### [TASK PROMPT]
Would you pull out every line of the material that contains the string "React"?

--- Start ---

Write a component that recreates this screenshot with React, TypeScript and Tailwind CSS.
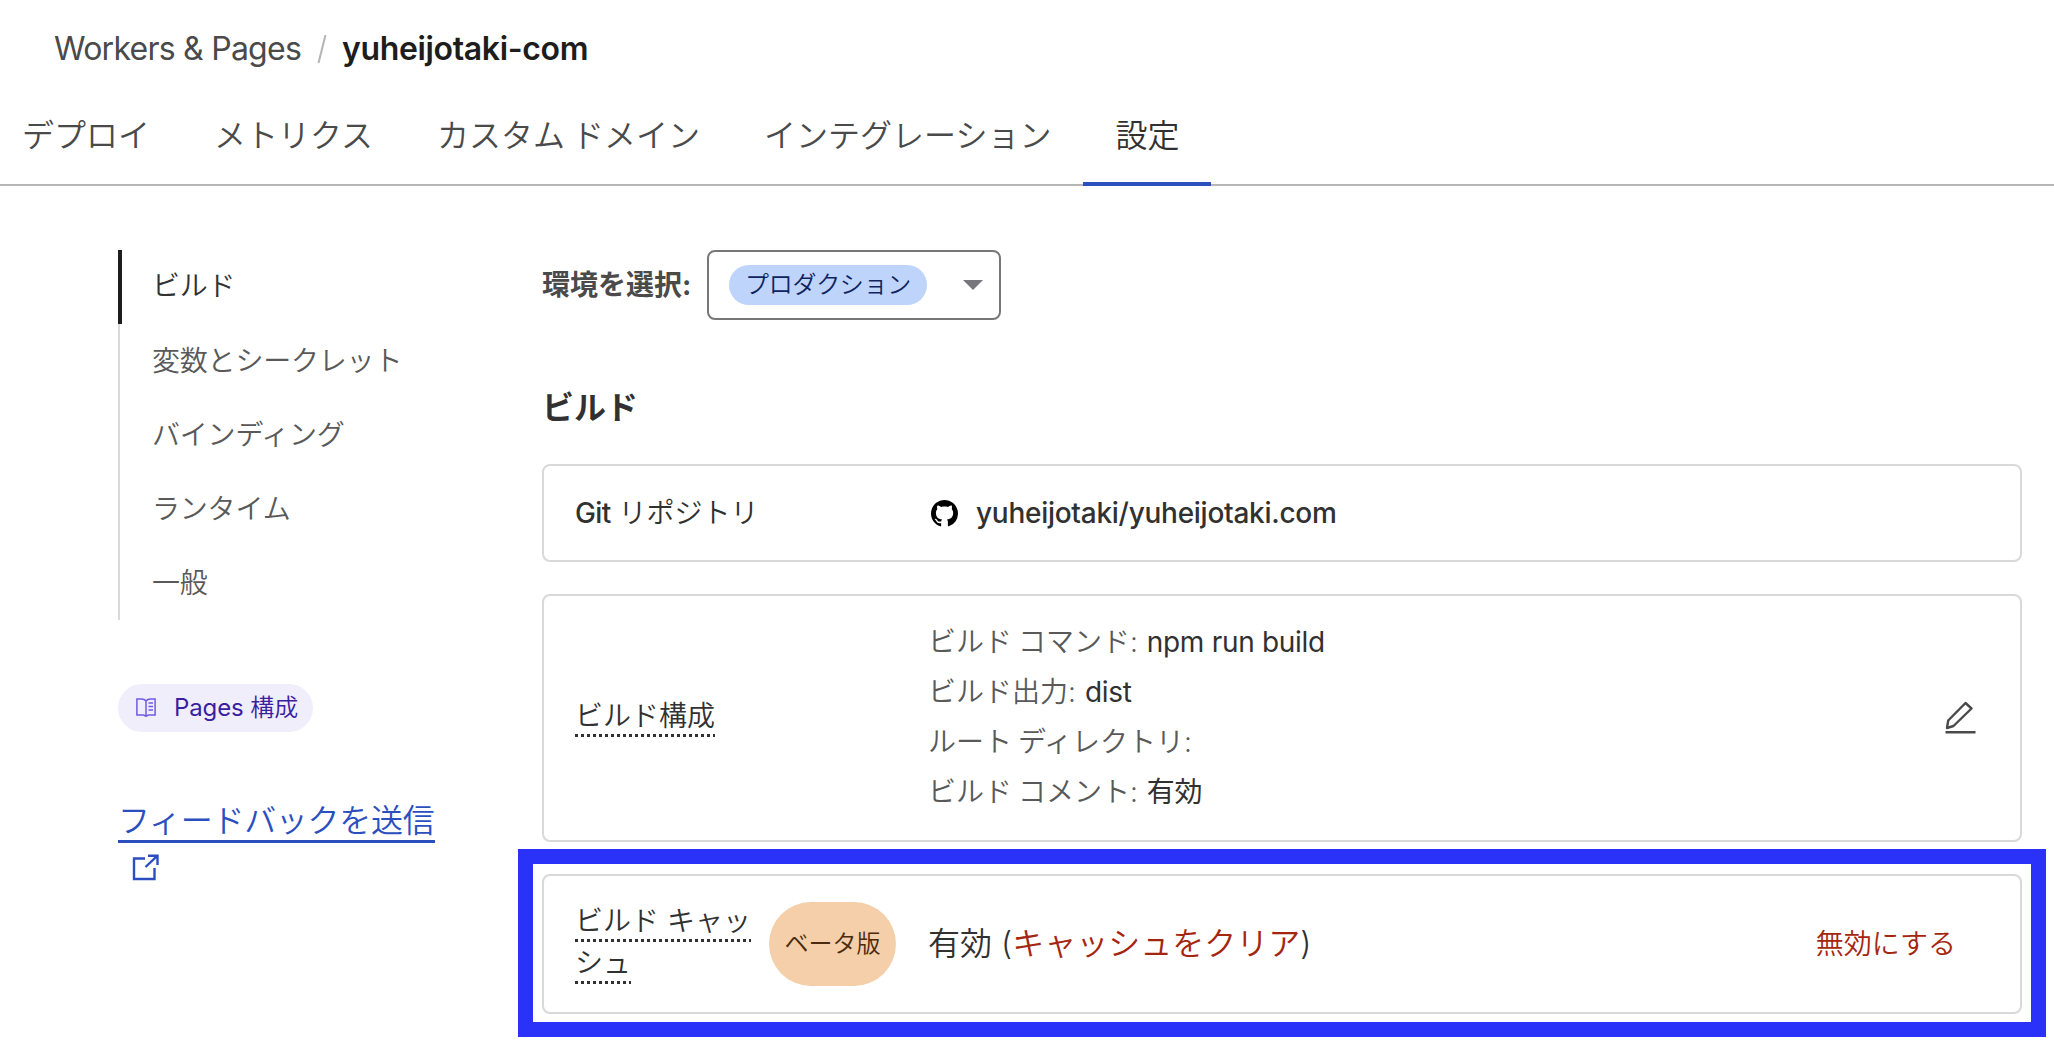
import React from "react";

const TABS = ["デプロイ", "メトリクス", "カスタム ドメイン", "インテグレーション", "設定"];
const SECTIONS = ["ビルド", "変数とシークレット", "バインディング", "ランタイム", "一般"];
const BUILD = [
  { k: "ビルド コマンド:", v: "npm run build" },
  { k: "ビルド出力:", v: "dist" },
  { k: "ルート ディレクトリ:", v: "" },
  { k: "ビルド コメント:", v: "有効" },
];

function DottedLabel({ lines }: { lines: string[] }) {
  return (
    <div className="flex flex-col items-start">
      {lines.map((line) => (
        <span
          key={line}
          className="h-[42px] whitespace-nowrap bg-[linear-gradient(90deg,#313131_50%,transparent_50%)] bg-[length:6px_3px] bg-bottom-left bg-repeat-x leading-[43px]"
        >
          {line}
        </span>
      ))}
    </div>
  );
}

function Card({ className, children }: { className: string; children: React.ReactNode }) {
  return (
    <div className={"flex items-center rounded-lg border-2 border-[#d9d9d9] bg-white pl-[31px] text-[28px] text-[#313131] " + className}>
      {children}
    </div>
  );
}

export default function App() {
  return (
    <div className="h-[1042px] w-[2054px] overflow-hidden bg-white font-['Inter','Noto_Sans_CJK_JP',sans-serif] font-[350]">
      <header className="flex h-[98px] items-center pl-[54px] text-[32px] leading-[40px]">
        <span className="w-[247px] whitespace-nowrap font-normal tracking-[-0.75px] text-[#4a4a4a]">Workers &amp; Pages</span>
        <svg className="ml-4 h-[30px] w-[10px]" viewBox="0 0 10 30" fill="none">
          <path d="M8.5 1L1.5 29" stroke="#b6b6b6" strokeWidth="2" />
        </svg>
        <span className="ml-[15px] whitespace-nowrap font-semibold tracking-[-0.35px] text-[#1d1d1d]">yuheijotaki-com</span>
      </header>

      <nav className="flex h-[88px] border-b-2 border-[#b6b6b6] text-[32px]">
        <div className="-ml-[10px] flex h-[88px]">
          {TABS.map((tab, i) => (
            <div
              key={tab}
              className={
                i === 4
                  ? "h-[88px] whitespace-nowrap border-b-4 border-[#2c4fbf] px-8 leading-[76px] text-[#313131]"
                  : "h-[88px] whitespace-nowrap px-8 leading-[76px] text-[#4a4a4a] [word-spacing:-2px]"
              }
            >
              {tab}
            </div>
          ))}
        </div>
      </nav>

      <div className="flex pt-16">
        <aside className="ml-[118px] w-[424px] shrink-0">
          <ul className="text-[28px] tracking-[-0.2px]">
            {SECTIONS.map((s, i) => (
              <li
                key={s}
                className={
                  i === 0
                    ? "h-[74px] border-l-4 border-[#1d1d1d] pl-[30px] leading-[73px] text-[#313131]"
                    : "h-[74px] border-l-2 border-[#d9d9d9] pl-8 leading-[75px] text-[#595959]"
                }
              >
                {s}
              </li>
            ))}
          </ul>
          <div className="mt-16 flex h-12 w-[195px] items-center rounded-full bg-[#f1eefb] pl-[18px] text-[24px] tracking-[-0.1px] text-[#3a1fa0]">
            <svg className="h-5 w-5" viewBox="0 0 20 20" fill="none" stroke="#6f5be0" strokeWidth="1.5">
              <path d="M10 3C9 1.5 7 1 5.500 1H0.900V17H7.500C8.500 17 9 18.300 10 18.300C11 18.300 11.500 17 12.500 17H19.100V1H14.500C13 1 11 1.500 10 3ZM10 3V18M12.500 5H17M12.500 8.500H17M12.500 12H17" />
            </svg>
            <span className="ml-[18px] whitespace-nowrap leading-[48px]">
              <span className="font-normal">Pages</span> 構成
            </span>
          </div>
          <a className="mt-16 flex h-[47px] w-[317px] items-center whitespace-nowrap border-b-[3px] border-[#2c4fbf] pt-1.5 text-[32px] tracking-[-0.3px] text-[#2c4fbf]">
            フィードバックを送信
          </a>
          <svg className="ml-[14px] mt-[11px] h-[27px] w-[27px]" viewBox="0 0 27 27" fill="none" stroke="#2c4fbf" strokeWidth="2.400">
            <path d="M13 4.500H2V25H22.500V14M16 1.700H25.500V11M25.500 1.700L13.500 13" />
          </svg>
        </aside>

        <main className="w-[1480px] shrink-0">
          <div className="flex h-[70px] items-center">
            <span className="w-[165px] whitespace-nowrap text-[28px] font-bold leading-[66px] text-[#4a4a4a]">環境を選択:</span>
            <div className="flex h-[70px] w-[294px] items-center rounded-lg border-2 border-[#777] pl-5">
              <span className="h-10 w-[198px] whitespace-nowrap rounded-full bg-[#bfd4fb] text-center text-[24px] leading-[39px] tracking-[-0.3px] text-[#0e2461]">
                プロダクション
              </span>
              <svg className="ml-[36px] h-[10px] w-[20px]" viewBox="0 0 20 10">
                <path d="M0 0H20L10 10Z" fill="#76767b" />
              </svg>
            </div>
          </div>
          <h2 className="mt-[56px] h-[88px] text-[32px] font-bold leading-[64px] text-[#313131]">ビルド</h2>

          <Card className="h-[98px]">
            <div className="w-[353px] whitespace-nowrap">
              <span className="font-medium tracking-[-0.6px]">Git</span> リポジトリ
            </div>
            <svg className="ml-[3px] h-[27px] w-[27px]" viewBox="0 0 16 16" fill="#000">
              <path d="M8 0C3.580 0 0 3.580 0 8c0 3.540 2.290 6.530 5.470 7.590.400.070.550-.170.550-.380 0-.190-.010-.820-.010-1.490-2.010.370-2.530-.490-2.690-.940-.090-.230-.480-.940-.820-1.130-.280-.150-.680-.520-.010-.530.630-.010 1.080.580 1.230.820.720 1.210 1.870.870 2.330.660.070-.520.280-.870.510-1.070-1.780-.200-3.640-.890-3.640-3.950 0-.870.310-1.590.820-2.150-.080-.200-.360-1.020.080-2.120 0 0 .670-.210 2.200.820.640-.180 1.320-.270 2-.270s1.360.090 2 .270c1.530-1.040 2.200-.820 2.200-.820.440 1.100.160 1.920.080 2.120.510.560.820 1.270.820 2.150 0 3.070-1.870 3.750-3.650 3.950.290.250.540.730.540 1.480 0 1.070-.010 1.930-.010 2.200 0 .210.150.460.550.380A8.010 8.010 0 0 0 16 8c0-4.420-3.580-8-8-8z" />
            </svg>
            <span className="ml-[18px] whitespace-nowrap font-medium tracking-[-0.27px]">yuheijotaki/yuheijotaki.com</span>
          </Card>

          <Card className="mt-8 h-[248px]">
            <div className="w-[353px] pb-[4px]">
              <DottedLabel lines={["ビルド構成"]} />
            </div>
            <dl className="flex-1 pb-[2px]">
              {BUILD.map((row) => (
                <div key={row.k} className="flex h-[50px] gap-[9px] whitespace-nowrap leading-[50px]">
                  <dt className="text-[#595959] [word-spacing:-2px]">{row.k}</dt>
                  <dd className="font-normal tracking-[-0.3px]">{row.v}</dd>
                </div>
              ))}
            </dl>
            <svg className="mr-[44px] h-[34px] w-[31px]" viewBox="0 0 31 34" fill="none" stroke="#4a4a4a" strokeWidth="2.400" strokeLinejoin="round">
              <path d="M20.500 2L26.500 7.500L8.500 25L2 27L3.200 19.500ZM0.500 31.300H30.500" />
            </svg>
          </Card>

          <div className="relative mt-8">
            <Card className="h-[140px]">
              <div className="w-[194px] pb-[4px]">
                <DottedLabel lines={["ビルド キャッ", "シュ"]} />
              </div>
              <span className="flex h-[84px] w-[127px] items-center justify-center whitespace-nowrap rounded-[42px] bg-[#f4cfa9] text-[24px] text-[#4a2b10]">
                ベータ版
              </span>
              <div className="ml-8 flex-1 whitespace-nowrap text-[32px]">
                有効 (<span className="text-[#a4260f]">キャッシュをクリア</span>)
              </div>
              <button className="mr-[64px] whitespace-nowrap text-[#a4260f]">無効にする</button>
            </Card>
            <div className="absolute -left-6 -top-[25px] h-[188px] w-[1528px] border-[15px] border-[#2a32fa]" />
          </div>
        </main>
      </div>
    </div>
  );
}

--- End ---

### [EXERCISE SOLUTION]
Write a component that recreates this screenshot with React, TypeScript and Tailwind CSS.
import React from "react";
function Card({ className, children }: { className: string; children: React.ReactNode }) {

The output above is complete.